O ensino é tão precário que praticamente não existem professores qualificados. As pessoas mais habilitadas procuram outros trabalhos, normalmente em ONG, pois recebem um salário muitíssimo maior.

Nesta área não há hospitais. Existem apenas pequenos postos de saúde onde os doentes são muitas vezes atendidos por voluntários com pouca ou nenhuma formação profissional. As pessoas que eles tratam por doutor muitas vezes nem terminaram o ensino secundário. A mortalidade é altíssima por falta de equipamentos, de atendimento qualificado e de remédios.

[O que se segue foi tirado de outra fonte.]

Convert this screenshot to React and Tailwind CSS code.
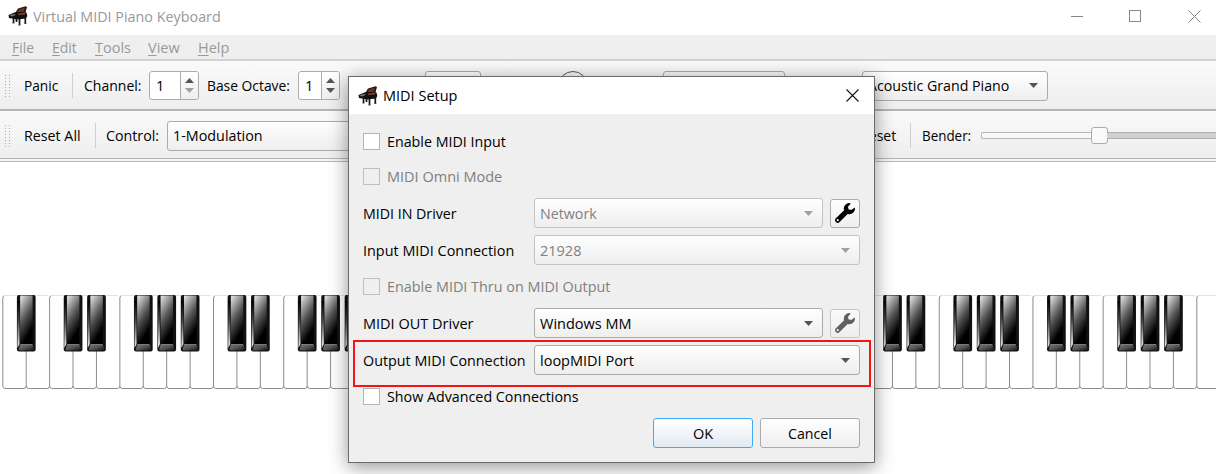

No meio de tantas dificuldades, a nossa presença missionária é fundamental para dar algum tipo de alento a este povo. É lindo e muito gratificante ver a festa que nos fazem quando os vamos visitar nos vilarejos mais distantes. Os baptismos são feitos às centenas em cada visita. A festa toma conta de todo o povoado.

Esta experiência está a ensinar-me muita coisa. Como eles dizem, «Kuoth a thin!», que significa «Deus está sempre presente». Sem essa confiança na presença de Deus, seria quase impossível viver. Aprendi também a entender e aceitar o diferente e a ter mais compaixão.

Agora percebo que muitas coisas que eu considerava essenciais na verdade não o são. Hoje para mim, o doar-se ao irmão segundo os ensinamentos do Evangelho é o verdadeiramente essencial. Como refere Antoine de Saint-Exupéry na sua obra O Principezinho: «O essencial é invisível aos olhos.»